If you are reading this post, you already know that it is a sellers’ market for Cybersecurity talent.  Enough said.  In any sellers’ market, it usually follows that price becomes a major, if not the major driver in landing the deal.

Cybersecurity compensation is very important for candidates too.   However, there are many other factors involved beyond compensation that could be the difference between you having success or losing out.  Here are just a few and you undoubtedly could add to this list based on your experience:

  1. All Employers Are Not Equal – Your attractiveness as an employer is relative.  That is, you may or may not possess the cultural attributes that a particular candidate values.  Think of all the differences between working for Google versus a regional Urology group practice for example.  On the one hand, working at Google could involve exposure to bleeding edge technology, mad benefits, brilliant co-workers and in general having a seat on a rocket ship.  This will appeal to many.
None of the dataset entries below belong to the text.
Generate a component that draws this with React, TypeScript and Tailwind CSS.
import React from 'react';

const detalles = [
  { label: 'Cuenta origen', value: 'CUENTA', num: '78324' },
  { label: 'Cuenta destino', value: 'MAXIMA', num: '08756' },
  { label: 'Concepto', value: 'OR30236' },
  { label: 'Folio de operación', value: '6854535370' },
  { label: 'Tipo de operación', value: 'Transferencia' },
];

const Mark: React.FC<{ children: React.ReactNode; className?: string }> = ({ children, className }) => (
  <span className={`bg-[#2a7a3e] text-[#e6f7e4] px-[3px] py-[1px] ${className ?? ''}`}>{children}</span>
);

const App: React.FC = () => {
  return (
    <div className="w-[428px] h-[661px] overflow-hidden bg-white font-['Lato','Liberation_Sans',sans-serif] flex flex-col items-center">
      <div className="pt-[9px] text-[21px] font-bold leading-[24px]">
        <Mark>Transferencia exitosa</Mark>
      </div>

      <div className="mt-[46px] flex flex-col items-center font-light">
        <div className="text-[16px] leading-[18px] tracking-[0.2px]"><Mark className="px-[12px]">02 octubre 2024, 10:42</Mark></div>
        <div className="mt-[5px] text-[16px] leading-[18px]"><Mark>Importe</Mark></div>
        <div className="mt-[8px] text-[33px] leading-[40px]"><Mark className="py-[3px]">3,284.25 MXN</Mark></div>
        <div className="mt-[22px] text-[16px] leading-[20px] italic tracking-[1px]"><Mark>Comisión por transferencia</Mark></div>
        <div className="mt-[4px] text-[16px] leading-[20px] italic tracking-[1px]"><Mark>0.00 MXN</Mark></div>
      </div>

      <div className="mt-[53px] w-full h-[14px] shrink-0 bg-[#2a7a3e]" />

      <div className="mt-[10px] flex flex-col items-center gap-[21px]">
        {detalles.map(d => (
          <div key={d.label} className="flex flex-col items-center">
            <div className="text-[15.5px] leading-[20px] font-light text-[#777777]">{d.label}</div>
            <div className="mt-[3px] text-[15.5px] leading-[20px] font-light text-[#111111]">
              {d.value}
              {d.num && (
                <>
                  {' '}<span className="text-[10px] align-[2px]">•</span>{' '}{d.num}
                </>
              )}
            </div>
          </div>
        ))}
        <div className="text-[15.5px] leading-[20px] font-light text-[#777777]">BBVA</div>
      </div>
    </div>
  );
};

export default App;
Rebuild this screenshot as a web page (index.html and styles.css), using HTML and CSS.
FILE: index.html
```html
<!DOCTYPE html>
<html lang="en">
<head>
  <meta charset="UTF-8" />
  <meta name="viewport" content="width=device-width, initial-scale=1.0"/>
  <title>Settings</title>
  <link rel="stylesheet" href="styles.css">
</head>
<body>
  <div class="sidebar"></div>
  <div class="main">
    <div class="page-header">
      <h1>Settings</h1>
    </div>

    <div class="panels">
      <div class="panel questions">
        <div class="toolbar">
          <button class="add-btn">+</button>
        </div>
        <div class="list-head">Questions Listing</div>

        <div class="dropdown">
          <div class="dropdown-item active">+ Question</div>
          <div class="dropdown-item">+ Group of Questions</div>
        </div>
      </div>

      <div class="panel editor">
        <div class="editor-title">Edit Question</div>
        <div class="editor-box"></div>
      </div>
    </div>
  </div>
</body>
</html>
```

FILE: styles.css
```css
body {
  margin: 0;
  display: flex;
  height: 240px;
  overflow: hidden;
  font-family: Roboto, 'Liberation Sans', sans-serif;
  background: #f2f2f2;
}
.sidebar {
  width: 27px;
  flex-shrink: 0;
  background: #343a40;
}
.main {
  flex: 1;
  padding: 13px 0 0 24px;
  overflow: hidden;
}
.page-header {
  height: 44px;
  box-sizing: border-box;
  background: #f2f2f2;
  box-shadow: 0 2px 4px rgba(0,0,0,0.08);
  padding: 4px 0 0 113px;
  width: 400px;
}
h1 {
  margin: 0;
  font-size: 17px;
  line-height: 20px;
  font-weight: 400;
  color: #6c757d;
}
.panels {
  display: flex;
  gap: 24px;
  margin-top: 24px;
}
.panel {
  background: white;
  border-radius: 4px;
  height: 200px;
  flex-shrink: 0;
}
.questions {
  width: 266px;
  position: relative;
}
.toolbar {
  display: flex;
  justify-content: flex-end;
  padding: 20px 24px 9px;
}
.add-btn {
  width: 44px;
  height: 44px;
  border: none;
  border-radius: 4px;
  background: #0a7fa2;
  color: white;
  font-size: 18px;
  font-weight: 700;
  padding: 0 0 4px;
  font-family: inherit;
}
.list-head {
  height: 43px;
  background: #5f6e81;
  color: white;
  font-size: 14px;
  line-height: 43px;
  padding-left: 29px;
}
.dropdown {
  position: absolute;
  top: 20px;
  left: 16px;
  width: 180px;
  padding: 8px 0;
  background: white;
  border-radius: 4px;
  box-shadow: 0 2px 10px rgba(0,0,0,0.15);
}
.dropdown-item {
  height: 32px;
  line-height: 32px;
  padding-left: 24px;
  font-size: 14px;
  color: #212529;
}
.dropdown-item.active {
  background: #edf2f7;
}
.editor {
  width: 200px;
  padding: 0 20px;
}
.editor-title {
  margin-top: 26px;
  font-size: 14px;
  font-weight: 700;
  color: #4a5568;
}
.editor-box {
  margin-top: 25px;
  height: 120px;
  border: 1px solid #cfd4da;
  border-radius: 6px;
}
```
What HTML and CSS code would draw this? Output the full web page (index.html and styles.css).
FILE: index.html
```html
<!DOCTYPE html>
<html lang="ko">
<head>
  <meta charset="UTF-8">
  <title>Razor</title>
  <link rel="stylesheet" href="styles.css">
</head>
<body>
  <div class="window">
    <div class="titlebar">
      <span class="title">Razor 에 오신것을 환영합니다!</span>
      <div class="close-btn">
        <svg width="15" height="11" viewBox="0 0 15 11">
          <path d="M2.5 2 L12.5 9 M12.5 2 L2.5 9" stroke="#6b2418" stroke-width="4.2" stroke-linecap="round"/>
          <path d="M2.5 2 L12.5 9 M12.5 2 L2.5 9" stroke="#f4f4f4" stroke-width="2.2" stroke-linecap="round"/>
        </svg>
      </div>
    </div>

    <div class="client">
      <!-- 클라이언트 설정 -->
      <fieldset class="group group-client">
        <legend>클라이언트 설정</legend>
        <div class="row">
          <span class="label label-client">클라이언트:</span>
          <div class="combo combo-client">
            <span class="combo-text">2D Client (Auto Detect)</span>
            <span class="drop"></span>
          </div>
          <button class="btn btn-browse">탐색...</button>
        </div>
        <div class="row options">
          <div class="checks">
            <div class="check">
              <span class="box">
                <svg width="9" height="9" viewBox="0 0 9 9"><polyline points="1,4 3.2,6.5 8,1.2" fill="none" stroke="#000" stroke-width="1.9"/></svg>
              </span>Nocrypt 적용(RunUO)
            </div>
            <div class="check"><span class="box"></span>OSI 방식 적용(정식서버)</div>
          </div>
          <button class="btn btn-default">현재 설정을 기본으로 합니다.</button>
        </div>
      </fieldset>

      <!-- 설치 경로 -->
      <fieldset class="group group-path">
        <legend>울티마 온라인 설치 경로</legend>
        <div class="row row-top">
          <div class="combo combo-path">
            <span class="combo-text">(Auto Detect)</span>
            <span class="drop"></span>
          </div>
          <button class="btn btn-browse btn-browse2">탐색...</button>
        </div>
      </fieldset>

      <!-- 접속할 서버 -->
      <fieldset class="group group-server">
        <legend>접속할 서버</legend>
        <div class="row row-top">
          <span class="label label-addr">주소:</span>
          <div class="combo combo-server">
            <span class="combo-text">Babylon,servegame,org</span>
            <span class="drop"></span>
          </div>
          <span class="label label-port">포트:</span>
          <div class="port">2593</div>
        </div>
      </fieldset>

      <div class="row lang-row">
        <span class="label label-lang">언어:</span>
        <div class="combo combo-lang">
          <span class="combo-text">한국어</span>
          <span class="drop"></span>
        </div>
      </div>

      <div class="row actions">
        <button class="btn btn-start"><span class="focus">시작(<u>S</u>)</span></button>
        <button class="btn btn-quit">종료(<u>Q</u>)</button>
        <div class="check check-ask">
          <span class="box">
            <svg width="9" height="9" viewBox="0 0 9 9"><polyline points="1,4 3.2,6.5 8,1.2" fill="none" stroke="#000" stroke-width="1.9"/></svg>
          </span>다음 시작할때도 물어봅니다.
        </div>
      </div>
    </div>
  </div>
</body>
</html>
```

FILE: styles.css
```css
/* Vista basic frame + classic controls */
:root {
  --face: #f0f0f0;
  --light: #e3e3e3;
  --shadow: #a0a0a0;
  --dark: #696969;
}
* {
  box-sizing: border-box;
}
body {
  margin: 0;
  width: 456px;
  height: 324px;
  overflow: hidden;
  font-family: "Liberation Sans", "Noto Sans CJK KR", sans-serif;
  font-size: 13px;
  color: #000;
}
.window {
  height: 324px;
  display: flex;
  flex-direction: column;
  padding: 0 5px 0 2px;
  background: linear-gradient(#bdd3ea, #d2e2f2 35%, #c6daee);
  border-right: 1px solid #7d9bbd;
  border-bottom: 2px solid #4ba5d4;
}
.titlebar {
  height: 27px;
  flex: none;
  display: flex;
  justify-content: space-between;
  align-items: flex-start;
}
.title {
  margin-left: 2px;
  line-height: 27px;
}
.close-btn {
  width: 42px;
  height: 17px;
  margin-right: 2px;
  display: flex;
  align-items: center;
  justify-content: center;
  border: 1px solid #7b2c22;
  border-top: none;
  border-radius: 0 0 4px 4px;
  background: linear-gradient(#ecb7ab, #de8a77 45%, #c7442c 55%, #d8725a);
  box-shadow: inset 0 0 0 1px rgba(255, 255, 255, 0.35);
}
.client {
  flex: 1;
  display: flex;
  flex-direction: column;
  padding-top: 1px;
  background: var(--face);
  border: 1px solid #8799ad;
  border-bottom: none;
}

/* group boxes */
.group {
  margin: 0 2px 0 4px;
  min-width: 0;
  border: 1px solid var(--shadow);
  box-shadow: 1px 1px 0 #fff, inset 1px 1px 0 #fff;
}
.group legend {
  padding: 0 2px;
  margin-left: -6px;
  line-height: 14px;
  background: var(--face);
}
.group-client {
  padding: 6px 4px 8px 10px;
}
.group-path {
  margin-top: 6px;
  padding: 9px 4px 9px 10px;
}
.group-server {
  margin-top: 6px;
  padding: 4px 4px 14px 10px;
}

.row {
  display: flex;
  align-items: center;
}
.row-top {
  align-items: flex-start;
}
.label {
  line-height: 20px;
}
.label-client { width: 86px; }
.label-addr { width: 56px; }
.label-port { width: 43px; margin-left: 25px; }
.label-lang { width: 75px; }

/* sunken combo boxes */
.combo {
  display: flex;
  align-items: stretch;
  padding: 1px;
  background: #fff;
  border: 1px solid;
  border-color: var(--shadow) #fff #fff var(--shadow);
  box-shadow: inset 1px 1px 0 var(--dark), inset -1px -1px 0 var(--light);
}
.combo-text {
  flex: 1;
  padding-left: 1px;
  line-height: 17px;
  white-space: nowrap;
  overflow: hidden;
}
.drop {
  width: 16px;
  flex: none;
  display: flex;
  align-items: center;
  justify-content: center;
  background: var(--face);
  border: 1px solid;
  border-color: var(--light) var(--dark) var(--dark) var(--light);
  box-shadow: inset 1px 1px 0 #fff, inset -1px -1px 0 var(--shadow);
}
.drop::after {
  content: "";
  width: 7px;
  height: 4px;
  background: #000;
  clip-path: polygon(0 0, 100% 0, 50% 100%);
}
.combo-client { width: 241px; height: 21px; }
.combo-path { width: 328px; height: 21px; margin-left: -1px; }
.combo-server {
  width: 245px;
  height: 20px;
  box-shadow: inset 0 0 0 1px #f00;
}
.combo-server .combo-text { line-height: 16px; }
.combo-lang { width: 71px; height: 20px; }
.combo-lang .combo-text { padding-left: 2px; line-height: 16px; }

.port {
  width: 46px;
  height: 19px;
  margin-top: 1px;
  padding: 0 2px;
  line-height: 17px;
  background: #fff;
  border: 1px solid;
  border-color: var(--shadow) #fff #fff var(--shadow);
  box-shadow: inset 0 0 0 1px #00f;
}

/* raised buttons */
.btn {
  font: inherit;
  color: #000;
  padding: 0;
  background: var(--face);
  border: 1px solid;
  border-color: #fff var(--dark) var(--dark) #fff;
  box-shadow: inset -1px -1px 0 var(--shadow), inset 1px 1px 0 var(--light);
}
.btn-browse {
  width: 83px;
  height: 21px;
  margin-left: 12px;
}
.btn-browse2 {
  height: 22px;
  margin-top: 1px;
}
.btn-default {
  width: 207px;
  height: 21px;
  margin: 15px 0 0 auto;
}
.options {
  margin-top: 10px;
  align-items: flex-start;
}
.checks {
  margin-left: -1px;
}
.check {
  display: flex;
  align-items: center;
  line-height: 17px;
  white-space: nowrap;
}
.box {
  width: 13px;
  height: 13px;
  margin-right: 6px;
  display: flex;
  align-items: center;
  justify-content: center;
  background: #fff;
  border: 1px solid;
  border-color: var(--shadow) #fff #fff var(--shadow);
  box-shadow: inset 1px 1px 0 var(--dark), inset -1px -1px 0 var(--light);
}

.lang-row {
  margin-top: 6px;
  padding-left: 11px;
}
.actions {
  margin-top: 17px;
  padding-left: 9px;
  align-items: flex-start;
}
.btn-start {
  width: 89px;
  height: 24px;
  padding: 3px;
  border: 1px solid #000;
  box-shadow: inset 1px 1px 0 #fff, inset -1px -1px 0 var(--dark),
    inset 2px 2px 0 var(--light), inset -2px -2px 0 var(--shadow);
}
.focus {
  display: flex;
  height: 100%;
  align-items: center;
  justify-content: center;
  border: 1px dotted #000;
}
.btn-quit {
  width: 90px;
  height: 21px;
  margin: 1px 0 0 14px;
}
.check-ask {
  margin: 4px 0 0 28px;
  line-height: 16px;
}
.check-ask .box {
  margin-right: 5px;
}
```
    On the other hand, smaller work groups, being a big fish in a small pond, work-life balance, and being able to feel the importance of your cog in the overall mission wheel of the practice may be things the Urology employer could offer that Google could not.

    Understand these differences and seek out employees that might be better aligned with what you can offer.  Don’t waste your time on trying to land a big fish that values things you can (never) offer.  Many employers make this mistake and then make the second mistake of trying to win a bidding war for total compensation.

  2. Toys, toys and more toys – Sometimes he who has the better toys win.  Bank of America spends $1B on cybersecurity.  Yes, with a “B”.  How does that compare with your cybersecurity budget?  What staff, technologies and training opportunities can you offer?   If your target candidate is looking for exposure to these things, no amount of compensation is going to win if you can’t provide that exposure.

  3. Career Alchemy – It is important to notice what career aspirations a candidate has and how your position can contribute to that.  For instance, an intrusion analyst who breaks down pcap files on Wireshark all day, may not be interested in doing the same thing for you – even if you pay more.  Offering that candidate, a way to leverage their Wireshark expertise by becoming a SiLK expert might get some attention.  It gets attention because it may be meaningful to longer-term career aspirations and will potentially light them up intellectually.  Take time to understand how the target candidate fills your void but how you fill their voids – short and long term.  If this is not a 2-way discussion, I am betting you are mostly talking about compensation with the candidate.  (By the way, you would be well-served to take this approach with existing employees too.  Your retention will improve dramatically.  More about that in future posts.)

  4. Policy Matters – Self-examination of your existing cybersecurity policy is a hard thing to do.  However, your policy is visible to others and knowing how you are perceived comes into the mix when trying to attract top talent.  (I can feel the collective hair on the collective neck-backs rising and loud snarls can be heard).  So, take a deep breath as I try and make my point.

    An “A” player candidate can quite simply “know” your cybersecurity policy by the decisions you have made.  One employer I know recently spent $653,000 on new premium breach protection system.  The old one was probably fine.  Moreover, this same employer does not even have a password complexity, password expiration, or MFA policy in place.  So, from the outside, this employer may appear as “all show and no go” when it comes to cybersecurity sanity.  They may be more interested in how a policy looks in the postmortem of a breach than actually preventing the breach.  This can rub your prized candidate the wrong way.  So, take an uncomfortable moment to analysis how you might be perceived from the outside.  Also, spend some time looking at the comments on sites like Glassdoor to see what’s out there in the policy department.  Your candidates certainly do.

    Changing your cyber policy in order to attract a particular candidate is, of course, not doable and indeed not the point.  Rather, understand how your policy is perceived and spend time making sure it is a match with your target candidate.  Again, no amount of compensation is going to overcome a mismatch.  A good match in this department is essential.

  5. Is Money A Long Term Motivator – If you win the bidding war and pay the most for a candidate, what happens next?  While money may be a motivator for winning short term, once the employee banks the money does the motivation remain?  Not usually.  Studies show that money as a motivator wear off very quickly.  Moreover, if an employee was swayed to take a new job predominately for money, chances are the next offer (not yours) will trigger the employee to leave yet again.  Short tenures can leave you worse off than if you never made the hire to begin with.

So, while it is a sellers’ market in cybersecurity talent, it pays to look at more than just total compensation to attract top talent.  If you find yourself in a compensation bidding war, you may be in the wrong position for long term success.  Spend some time quantifying your value proposition and then “sell” those differentiators to get your candidate to the finish line.  It could save you a lot of time and heartache too.